§ Recorded data
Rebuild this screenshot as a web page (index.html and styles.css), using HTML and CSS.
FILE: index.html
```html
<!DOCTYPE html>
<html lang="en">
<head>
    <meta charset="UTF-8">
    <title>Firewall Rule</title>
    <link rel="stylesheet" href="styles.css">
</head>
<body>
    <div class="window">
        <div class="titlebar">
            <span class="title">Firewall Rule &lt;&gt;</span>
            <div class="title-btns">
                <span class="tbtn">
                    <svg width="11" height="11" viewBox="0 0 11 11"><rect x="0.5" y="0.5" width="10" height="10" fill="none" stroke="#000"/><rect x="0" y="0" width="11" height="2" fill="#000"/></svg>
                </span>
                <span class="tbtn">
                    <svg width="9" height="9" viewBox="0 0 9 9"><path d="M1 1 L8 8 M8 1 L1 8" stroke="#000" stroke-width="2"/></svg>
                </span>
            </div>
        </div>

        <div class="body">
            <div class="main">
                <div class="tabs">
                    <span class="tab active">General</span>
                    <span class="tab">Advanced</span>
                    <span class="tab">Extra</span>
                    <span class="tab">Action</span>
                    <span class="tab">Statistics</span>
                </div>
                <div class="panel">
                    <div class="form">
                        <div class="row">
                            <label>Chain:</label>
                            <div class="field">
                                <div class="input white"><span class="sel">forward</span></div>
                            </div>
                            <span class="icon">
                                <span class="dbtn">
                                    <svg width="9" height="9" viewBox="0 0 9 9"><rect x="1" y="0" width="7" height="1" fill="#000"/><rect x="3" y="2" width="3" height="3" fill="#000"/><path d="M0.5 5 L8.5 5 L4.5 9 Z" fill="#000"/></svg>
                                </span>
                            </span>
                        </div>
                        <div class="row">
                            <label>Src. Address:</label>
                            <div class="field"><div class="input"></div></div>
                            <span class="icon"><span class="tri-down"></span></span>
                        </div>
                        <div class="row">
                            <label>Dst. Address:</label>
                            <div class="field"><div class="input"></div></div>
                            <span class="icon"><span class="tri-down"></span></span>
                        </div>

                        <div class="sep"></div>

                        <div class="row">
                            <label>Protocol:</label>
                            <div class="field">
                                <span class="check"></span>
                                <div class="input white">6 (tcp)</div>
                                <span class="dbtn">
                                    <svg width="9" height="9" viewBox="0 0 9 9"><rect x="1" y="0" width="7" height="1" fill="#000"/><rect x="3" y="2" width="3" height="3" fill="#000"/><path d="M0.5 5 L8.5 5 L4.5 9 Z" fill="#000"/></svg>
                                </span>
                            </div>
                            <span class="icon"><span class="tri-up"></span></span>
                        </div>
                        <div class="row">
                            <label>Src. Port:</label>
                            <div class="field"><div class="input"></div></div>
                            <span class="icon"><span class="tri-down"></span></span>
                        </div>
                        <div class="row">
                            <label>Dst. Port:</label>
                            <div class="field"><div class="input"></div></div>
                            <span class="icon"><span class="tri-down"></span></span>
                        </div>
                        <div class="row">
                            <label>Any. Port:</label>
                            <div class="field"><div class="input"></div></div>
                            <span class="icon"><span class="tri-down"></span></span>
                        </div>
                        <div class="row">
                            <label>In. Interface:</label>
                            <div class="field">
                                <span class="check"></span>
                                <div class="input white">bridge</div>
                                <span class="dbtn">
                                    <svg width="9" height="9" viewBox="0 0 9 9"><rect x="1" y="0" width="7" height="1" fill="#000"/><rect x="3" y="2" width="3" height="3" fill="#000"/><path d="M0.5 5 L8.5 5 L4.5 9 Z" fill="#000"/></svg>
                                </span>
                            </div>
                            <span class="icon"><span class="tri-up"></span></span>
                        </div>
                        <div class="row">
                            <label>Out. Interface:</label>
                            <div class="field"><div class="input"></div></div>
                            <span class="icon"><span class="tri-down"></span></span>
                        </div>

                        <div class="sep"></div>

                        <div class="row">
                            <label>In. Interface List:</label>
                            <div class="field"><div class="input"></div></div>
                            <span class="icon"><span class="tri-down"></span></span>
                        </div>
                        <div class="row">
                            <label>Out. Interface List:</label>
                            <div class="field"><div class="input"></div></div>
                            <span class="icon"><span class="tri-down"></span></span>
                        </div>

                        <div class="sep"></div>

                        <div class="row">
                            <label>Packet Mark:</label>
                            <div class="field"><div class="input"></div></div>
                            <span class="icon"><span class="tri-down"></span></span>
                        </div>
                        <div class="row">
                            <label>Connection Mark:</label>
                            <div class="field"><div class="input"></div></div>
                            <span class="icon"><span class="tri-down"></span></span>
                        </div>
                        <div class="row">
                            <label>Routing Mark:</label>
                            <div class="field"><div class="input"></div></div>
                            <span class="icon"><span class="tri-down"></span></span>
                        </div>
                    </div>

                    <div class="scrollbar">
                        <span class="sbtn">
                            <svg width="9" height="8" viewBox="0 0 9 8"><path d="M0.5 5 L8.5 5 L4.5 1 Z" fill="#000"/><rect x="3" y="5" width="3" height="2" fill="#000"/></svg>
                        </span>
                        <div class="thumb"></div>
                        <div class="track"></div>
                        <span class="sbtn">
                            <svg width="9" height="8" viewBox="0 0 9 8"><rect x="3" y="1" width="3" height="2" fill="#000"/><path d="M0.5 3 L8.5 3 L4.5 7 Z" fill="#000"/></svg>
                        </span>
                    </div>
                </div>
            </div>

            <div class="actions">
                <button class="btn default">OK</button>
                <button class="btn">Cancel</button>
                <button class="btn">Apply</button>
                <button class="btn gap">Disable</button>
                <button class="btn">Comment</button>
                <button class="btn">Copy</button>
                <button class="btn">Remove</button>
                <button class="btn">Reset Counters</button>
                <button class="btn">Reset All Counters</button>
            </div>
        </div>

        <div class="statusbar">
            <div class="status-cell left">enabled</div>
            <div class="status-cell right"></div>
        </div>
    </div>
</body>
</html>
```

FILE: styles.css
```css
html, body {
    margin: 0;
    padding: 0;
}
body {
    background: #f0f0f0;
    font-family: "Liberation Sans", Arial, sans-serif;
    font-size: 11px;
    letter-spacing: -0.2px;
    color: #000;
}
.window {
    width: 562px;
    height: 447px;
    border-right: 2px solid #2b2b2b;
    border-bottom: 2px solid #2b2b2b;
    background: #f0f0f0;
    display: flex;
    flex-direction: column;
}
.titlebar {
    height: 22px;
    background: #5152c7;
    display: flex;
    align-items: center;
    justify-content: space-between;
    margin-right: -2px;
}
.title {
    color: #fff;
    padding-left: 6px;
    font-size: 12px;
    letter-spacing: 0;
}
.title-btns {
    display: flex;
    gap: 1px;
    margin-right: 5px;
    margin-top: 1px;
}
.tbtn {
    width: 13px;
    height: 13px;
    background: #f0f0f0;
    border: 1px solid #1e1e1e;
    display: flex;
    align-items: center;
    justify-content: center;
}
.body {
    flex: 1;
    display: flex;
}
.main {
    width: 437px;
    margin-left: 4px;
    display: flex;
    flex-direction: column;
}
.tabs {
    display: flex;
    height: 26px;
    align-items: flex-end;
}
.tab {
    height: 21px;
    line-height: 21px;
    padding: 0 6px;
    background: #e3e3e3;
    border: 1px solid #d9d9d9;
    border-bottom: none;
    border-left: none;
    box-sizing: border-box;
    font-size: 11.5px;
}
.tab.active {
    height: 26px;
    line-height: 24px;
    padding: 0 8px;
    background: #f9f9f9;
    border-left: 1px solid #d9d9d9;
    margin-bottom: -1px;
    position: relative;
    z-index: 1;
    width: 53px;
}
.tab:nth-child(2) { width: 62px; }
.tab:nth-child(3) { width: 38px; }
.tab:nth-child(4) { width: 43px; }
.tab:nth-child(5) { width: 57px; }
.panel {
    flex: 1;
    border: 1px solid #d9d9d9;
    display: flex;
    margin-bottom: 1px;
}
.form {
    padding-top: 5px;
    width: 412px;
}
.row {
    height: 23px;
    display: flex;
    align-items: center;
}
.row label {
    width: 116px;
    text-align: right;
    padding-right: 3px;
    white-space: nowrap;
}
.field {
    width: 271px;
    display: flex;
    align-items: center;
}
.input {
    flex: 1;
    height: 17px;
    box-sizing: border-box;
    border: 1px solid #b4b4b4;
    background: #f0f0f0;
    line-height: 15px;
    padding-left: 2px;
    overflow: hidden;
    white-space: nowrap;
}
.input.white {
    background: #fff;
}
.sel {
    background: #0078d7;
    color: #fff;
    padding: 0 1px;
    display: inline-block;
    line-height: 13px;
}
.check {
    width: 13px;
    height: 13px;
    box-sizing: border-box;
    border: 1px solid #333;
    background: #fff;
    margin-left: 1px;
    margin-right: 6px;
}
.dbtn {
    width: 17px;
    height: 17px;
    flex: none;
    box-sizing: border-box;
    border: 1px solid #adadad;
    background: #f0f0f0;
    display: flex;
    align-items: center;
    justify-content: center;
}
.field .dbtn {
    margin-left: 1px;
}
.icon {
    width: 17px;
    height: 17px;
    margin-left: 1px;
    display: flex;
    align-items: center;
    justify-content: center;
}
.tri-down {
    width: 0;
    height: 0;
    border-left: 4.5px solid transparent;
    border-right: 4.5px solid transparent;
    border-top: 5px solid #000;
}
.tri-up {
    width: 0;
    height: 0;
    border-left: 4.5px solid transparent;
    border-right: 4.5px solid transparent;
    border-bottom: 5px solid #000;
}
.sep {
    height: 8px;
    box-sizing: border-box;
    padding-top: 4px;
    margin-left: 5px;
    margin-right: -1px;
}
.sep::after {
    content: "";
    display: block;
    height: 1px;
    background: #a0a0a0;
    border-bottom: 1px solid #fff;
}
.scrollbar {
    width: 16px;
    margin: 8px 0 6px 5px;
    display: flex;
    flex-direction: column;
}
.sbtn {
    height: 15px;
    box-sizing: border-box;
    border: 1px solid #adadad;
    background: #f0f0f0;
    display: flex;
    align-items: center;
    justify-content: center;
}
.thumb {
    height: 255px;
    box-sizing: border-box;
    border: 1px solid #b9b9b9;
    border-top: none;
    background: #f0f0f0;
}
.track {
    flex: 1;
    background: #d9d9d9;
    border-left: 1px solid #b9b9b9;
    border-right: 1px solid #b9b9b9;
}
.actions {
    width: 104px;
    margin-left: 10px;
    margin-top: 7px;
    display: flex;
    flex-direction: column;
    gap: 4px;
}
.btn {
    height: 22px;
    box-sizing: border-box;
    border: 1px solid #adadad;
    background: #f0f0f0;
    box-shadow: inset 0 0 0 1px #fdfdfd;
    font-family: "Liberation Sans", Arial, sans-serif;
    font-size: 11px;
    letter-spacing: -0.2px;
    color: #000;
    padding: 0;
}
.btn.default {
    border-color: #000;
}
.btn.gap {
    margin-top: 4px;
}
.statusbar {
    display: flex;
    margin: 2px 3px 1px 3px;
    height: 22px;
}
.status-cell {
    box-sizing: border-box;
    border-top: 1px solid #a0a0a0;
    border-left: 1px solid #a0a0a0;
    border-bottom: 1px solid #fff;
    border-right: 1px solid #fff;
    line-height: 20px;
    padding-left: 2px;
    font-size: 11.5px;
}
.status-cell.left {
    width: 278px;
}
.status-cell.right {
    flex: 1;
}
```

==

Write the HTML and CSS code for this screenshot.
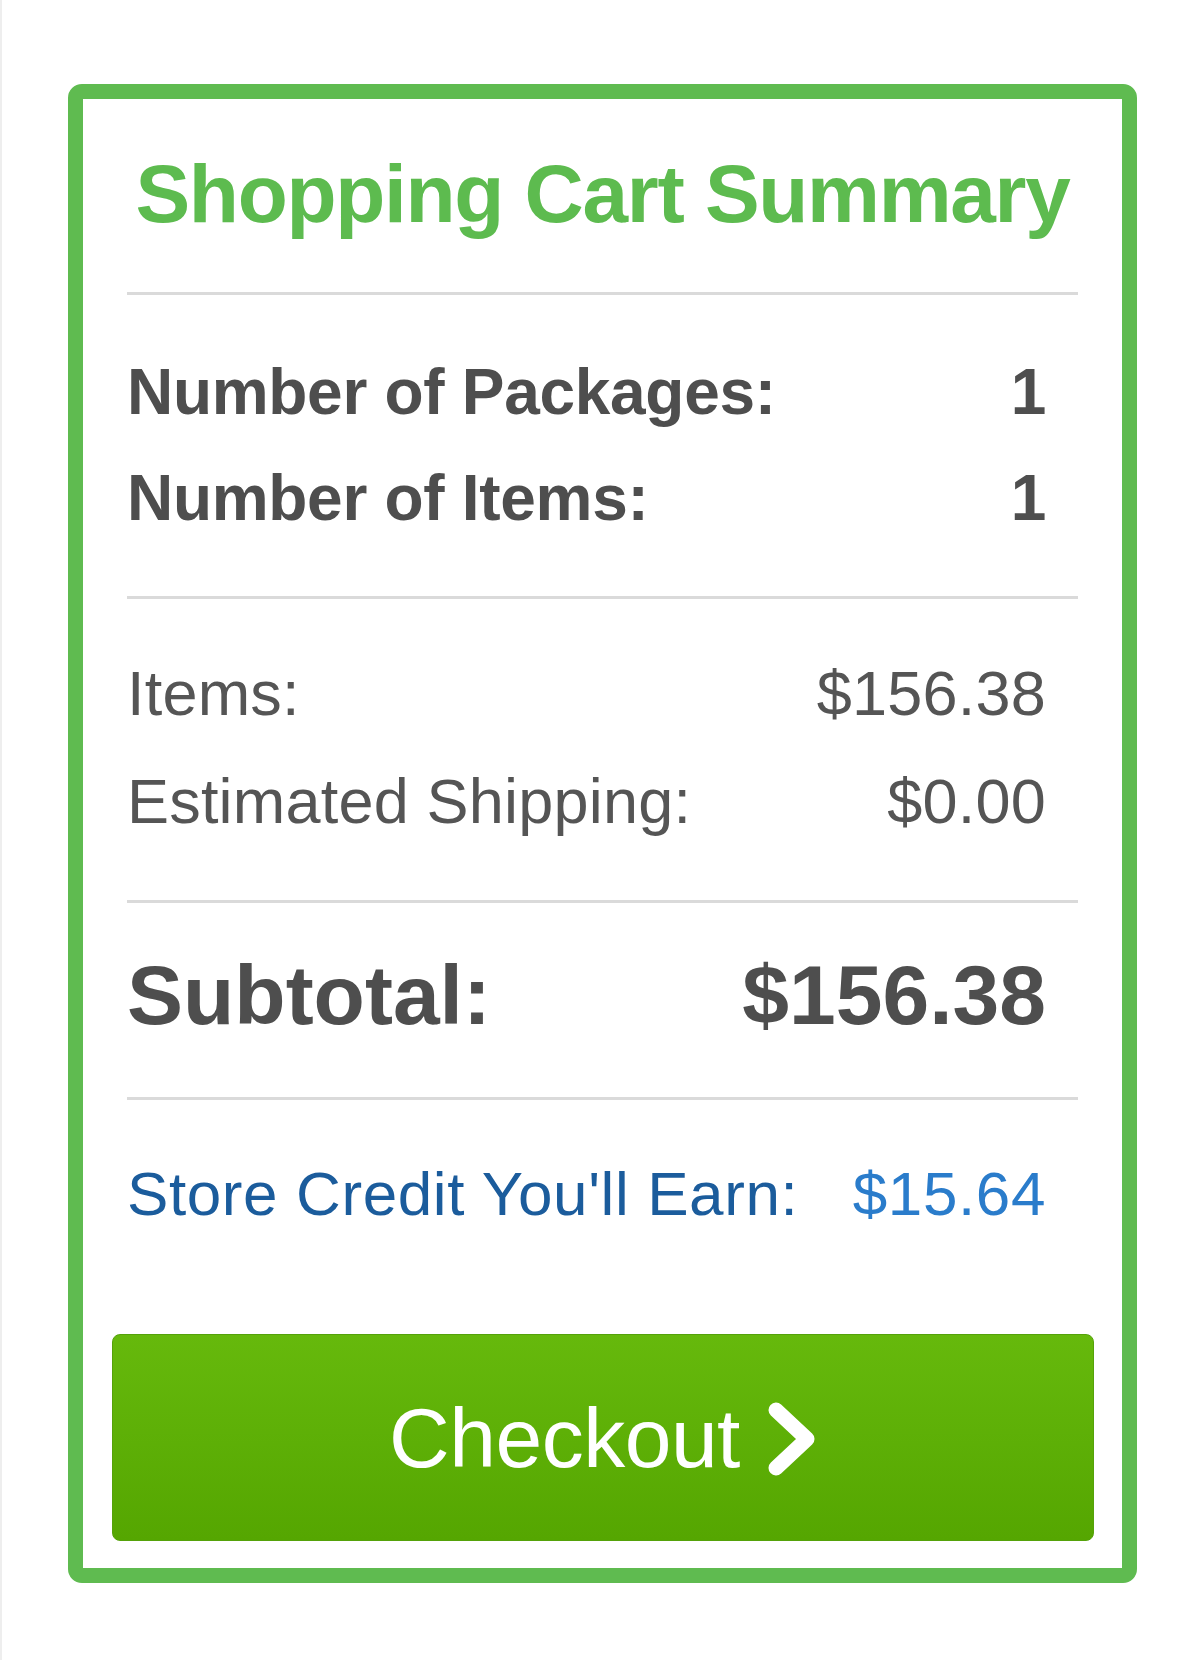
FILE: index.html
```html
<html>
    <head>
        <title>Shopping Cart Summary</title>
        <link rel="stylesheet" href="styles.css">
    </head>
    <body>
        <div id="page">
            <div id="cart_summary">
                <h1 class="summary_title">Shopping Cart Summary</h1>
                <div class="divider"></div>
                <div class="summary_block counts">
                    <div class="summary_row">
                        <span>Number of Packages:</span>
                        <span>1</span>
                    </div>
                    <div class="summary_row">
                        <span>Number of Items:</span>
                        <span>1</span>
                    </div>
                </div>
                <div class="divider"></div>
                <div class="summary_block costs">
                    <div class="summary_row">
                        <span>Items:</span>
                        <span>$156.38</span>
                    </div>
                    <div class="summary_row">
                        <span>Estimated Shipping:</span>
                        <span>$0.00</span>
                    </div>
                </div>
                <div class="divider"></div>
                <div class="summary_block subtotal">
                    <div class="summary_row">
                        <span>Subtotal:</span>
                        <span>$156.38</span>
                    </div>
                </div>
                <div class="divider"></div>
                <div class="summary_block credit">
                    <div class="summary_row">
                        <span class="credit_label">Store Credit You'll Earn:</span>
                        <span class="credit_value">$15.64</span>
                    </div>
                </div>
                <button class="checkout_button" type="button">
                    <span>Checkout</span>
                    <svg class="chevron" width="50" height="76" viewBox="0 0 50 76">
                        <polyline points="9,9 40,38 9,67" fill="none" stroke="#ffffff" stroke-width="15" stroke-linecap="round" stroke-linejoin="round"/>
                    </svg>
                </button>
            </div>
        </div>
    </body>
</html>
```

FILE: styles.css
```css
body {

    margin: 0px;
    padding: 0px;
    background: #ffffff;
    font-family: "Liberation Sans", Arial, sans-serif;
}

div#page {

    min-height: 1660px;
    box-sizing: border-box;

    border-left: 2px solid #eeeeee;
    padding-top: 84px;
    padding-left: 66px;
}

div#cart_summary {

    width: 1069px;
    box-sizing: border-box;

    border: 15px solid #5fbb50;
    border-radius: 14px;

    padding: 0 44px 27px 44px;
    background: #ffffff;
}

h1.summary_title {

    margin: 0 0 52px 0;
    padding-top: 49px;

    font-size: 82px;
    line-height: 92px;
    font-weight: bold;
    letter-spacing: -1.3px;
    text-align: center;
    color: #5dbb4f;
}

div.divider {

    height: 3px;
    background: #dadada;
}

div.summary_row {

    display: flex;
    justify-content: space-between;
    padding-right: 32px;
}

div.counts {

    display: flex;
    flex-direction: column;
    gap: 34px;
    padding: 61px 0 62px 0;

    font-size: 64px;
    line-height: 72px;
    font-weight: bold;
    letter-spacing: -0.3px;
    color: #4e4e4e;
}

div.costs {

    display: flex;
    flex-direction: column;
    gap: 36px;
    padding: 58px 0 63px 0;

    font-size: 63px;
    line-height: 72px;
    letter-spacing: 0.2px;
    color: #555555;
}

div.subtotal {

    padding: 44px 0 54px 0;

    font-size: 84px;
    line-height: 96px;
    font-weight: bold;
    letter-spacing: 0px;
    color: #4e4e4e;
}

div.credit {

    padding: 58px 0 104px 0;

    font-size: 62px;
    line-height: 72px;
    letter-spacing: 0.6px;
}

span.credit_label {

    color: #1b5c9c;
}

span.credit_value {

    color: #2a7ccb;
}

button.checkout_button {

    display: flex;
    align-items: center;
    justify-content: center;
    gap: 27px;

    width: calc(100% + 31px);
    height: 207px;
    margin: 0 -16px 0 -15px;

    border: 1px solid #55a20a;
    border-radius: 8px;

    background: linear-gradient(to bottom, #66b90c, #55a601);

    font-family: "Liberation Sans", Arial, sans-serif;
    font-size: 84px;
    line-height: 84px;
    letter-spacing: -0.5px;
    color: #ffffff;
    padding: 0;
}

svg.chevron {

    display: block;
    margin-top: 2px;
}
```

* * *

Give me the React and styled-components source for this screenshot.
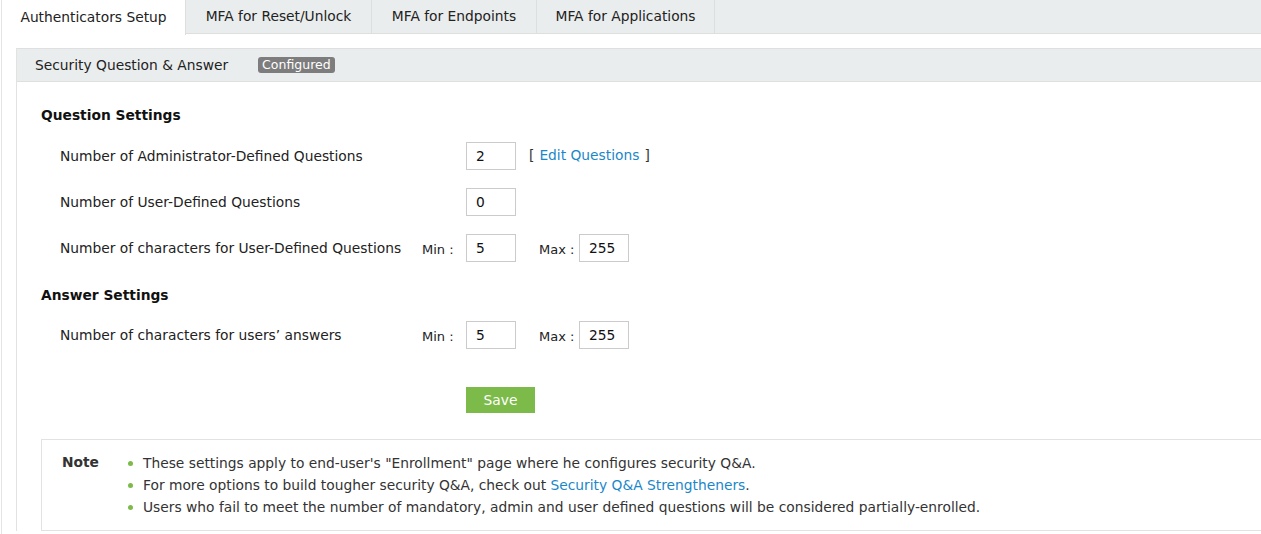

§ Given exercise
Track down every line of the material containing the string "styles", and copy it.

§ Exercise solution
Rebuild this screenshot as a web page (index.html and styles.css), using HTML and CSS.
    <link rel="stylesheet" href="styles.css">
FILE: styles.css
        <link rel="stylesheet" href="styles.css">
FILE: styles.css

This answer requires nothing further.